§ **PROBLEM**
Set out each line from the following listing that includes the word "screenshot".

§ **DATA IN THIS EXERCISE**
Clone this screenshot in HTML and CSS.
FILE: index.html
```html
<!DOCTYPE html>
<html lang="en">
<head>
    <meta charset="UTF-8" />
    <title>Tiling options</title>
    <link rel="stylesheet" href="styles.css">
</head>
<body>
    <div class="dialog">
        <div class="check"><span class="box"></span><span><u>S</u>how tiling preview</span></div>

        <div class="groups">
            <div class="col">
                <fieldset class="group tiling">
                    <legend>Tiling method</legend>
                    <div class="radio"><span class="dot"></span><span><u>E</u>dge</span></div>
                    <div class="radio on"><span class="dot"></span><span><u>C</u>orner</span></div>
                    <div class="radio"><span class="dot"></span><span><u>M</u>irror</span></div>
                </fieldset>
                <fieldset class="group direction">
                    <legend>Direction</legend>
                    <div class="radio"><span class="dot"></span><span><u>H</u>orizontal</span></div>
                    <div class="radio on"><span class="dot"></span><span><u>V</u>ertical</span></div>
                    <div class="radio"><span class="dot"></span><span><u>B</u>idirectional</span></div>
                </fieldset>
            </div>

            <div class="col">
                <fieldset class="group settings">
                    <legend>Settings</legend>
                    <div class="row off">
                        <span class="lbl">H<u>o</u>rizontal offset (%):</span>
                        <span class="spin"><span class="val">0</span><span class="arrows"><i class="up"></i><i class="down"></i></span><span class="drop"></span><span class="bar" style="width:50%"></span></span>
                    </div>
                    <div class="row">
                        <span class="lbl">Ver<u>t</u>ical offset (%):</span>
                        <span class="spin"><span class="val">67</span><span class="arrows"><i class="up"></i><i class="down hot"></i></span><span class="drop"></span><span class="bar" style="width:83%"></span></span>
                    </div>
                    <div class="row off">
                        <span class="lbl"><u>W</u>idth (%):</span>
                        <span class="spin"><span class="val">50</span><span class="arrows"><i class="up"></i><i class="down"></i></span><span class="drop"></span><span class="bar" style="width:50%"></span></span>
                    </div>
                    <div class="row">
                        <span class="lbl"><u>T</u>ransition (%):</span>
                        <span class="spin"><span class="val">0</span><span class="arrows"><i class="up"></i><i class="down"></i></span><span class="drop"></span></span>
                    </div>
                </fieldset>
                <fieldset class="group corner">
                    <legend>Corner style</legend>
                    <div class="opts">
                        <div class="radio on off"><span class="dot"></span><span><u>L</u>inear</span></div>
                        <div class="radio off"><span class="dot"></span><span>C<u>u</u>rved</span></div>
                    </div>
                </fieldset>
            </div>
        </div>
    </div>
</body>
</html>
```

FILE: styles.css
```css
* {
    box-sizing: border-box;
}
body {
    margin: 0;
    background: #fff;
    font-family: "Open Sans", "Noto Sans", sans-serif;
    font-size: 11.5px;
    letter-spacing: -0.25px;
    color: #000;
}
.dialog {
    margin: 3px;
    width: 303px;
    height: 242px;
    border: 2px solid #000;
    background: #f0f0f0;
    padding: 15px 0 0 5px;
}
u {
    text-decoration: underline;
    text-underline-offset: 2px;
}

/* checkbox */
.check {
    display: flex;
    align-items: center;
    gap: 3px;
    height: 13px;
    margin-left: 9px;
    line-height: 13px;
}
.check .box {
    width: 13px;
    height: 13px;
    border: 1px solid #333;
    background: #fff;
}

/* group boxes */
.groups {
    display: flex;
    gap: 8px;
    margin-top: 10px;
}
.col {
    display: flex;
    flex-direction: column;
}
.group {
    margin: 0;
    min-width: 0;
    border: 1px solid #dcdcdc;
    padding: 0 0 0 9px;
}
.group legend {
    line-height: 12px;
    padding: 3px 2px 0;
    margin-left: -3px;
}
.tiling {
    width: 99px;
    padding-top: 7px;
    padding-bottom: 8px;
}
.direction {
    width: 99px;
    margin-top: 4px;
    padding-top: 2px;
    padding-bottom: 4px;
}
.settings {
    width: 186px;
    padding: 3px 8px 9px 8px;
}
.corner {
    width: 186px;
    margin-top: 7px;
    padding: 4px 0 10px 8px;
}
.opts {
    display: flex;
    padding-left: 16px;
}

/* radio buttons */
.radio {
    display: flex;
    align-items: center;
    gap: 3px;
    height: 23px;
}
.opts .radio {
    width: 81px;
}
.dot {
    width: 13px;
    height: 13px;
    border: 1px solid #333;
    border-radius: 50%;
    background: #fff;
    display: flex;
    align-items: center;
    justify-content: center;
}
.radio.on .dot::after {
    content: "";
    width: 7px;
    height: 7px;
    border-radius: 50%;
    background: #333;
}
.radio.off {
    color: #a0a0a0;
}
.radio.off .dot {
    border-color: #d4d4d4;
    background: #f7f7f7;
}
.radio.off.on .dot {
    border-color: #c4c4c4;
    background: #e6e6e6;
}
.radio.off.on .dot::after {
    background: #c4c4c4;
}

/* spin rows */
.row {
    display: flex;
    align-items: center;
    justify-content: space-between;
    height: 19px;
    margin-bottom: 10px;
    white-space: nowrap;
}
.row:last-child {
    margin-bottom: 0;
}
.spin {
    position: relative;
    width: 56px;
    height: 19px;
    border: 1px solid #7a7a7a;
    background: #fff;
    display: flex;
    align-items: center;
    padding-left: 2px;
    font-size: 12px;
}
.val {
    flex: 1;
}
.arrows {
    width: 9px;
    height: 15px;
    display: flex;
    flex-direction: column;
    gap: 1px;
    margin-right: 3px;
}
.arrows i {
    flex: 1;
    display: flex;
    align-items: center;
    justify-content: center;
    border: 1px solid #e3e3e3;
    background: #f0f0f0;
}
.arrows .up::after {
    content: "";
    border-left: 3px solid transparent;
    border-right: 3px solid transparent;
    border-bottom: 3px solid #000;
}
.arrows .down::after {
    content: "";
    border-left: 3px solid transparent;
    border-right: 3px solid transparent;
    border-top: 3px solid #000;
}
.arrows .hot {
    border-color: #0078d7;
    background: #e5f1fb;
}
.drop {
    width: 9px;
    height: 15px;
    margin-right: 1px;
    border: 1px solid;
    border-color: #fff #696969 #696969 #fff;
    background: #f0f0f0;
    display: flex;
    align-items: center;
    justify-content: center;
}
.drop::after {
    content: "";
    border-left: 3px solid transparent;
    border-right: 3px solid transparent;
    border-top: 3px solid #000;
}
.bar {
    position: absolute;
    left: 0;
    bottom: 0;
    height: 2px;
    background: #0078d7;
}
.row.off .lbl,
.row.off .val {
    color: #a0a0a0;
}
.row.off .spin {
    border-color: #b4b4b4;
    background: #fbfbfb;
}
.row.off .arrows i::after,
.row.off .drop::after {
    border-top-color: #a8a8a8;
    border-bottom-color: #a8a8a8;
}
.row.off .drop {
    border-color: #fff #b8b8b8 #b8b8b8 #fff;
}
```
==
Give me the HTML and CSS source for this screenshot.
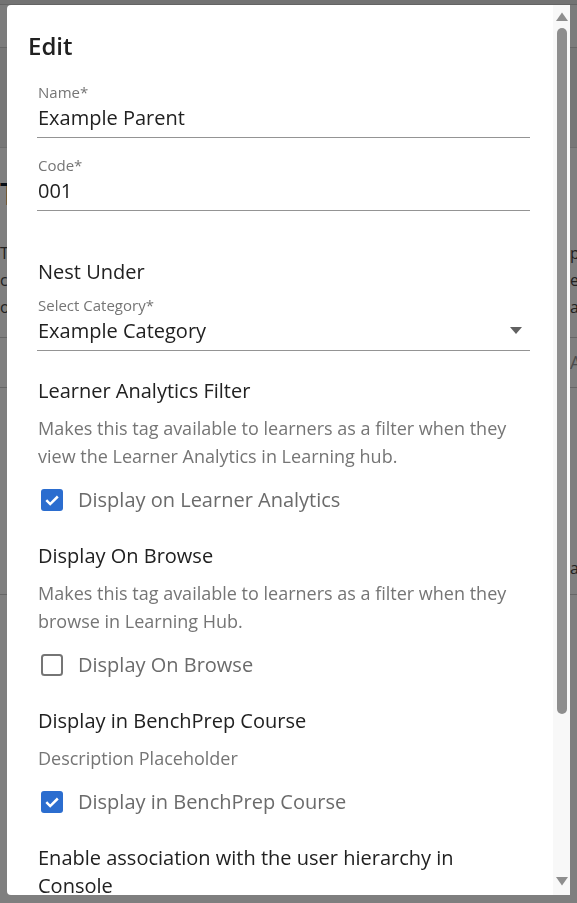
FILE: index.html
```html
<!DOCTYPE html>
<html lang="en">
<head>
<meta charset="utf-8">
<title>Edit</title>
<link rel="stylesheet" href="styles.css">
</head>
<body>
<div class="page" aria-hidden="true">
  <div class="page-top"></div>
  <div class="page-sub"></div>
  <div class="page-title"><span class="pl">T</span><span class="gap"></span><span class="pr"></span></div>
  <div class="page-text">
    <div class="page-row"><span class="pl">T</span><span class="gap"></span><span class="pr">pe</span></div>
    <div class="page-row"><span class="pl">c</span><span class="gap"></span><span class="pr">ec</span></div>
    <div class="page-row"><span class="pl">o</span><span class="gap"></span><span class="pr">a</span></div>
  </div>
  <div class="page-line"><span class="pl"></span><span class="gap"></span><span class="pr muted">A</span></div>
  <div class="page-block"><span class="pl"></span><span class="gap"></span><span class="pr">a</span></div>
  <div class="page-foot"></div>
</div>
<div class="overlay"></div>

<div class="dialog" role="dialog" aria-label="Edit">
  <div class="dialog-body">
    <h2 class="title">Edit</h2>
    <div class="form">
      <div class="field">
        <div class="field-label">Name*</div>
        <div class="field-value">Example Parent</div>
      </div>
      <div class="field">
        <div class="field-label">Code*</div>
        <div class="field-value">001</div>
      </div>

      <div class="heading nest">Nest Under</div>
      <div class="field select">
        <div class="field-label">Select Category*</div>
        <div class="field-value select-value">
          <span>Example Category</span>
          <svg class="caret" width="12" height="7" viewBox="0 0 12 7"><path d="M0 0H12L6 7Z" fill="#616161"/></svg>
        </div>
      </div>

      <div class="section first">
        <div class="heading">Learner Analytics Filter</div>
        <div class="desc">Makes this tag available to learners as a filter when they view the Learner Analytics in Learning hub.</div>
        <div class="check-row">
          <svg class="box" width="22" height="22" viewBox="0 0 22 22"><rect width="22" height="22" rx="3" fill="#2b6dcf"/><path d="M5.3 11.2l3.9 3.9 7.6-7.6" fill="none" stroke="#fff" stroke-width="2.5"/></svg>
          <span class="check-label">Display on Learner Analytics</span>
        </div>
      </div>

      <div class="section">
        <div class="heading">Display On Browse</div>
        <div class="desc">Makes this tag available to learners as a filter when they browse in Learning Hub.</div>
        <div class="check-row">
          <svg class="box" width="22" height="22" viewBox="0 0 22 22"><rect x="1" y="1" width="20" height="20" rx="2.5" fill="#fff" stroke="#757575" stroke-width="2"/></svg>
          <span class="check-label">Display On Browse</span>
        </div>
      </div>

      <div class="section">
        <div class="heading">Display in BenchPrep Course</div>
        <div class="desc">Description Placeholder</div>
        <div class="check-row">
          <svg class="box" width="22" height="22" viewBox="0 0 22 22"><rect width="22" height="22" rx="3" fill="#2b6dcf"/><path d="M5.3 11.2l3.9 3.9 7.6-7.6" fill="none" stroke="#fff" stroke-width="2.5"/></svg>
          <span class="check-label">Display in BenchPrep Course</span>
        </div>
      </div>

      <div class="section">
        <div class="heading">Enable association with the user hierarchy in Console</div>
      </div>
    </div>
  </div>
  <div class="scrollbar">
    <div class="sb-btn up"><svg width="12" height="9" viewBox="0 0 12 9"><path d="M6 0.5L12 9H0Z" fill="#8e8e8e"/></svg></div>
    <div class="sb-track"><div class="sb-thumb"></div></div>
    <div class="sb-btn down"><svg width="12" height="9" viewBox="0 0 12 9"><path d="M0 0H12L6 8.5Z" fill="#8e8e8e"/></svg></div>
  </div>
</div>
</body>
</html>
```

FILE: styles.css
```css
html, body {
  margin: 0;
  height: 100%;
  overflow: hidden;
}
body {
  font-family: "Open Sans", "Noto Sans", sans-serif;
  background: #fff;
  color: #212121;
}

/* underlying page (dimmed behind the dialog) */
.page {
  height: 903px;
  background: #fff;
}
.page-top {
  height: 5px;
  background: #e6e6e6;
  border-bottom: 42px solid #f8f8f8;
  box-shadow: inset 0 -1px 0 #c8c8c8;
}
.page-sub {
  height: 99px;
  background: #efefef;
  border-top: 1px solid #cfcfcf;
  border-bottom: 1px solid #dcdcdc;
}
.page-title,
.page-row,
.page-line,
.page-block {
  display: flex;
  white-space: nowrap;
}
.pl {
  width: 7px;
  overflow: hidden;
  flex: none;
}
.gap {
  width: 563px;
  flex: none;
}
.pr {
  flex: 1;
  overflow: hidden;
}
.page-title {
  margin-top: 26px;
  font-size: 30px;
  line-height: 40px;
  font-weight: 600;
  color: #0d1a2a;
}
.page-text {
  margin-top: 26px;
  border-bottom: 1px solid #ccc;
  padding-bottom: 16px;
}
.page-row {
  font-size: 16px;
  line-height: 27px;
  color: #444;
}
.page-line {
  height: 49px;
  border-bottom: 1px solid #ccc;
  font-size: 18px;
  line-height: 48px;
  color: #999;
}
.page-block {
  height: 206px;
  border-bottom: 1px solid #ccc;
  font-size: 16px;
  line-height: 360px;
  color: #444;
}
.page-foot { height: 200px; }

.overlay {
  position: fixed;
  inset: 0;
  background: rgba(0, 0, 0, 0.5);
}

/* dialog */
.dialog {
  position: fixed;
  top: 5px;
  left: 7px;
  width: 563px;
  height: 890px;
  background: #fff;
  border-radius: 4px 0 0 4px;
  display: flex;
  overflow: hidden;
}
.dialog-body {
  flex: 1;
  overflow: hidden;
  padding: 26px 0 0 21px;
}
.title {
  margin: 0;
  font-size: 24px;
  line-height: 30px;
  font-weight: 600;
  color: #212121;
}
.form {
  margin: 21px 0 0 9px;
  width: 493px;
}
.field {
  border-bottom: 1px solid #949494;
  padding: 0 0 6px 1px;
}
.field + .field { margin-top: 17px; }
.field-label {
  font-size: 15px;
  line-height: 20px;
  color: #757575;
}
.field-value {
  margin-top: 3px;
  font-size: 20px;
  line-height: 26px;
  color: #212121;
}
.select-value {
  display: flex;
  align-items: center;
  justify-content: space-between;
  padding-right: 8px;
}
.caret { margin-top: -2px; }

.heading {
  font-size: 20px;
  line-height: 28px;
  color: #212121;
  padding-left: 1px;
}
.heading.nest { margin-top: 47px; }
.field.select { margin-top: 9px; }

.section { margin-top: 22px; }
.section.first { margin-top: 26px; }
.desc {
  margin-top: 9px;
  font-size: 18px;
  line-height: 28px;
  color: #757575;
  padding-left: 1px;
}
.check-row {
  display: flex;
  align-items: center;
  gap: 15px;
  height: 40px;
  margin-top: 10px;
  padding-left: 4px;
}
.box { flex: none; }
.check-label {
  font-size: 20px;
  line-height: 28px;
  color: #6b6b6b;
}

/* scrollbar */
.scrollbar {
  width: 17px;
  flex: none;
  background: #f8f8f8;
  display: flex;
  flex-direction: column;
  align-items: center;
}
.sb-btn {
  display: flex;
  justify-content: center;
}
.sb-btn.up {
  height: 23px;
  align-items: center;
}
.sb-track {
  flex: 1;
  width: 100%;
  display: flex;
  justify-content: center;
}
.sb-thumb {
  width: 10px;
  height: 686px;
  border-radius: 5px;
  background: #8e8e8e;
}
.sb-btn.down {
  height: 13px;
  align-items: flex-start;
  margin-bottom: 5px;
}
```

§ **THE REPLY**
Clone this screenshot in HTML and CSS.
Give me the HTML and CSS source for this screenshot.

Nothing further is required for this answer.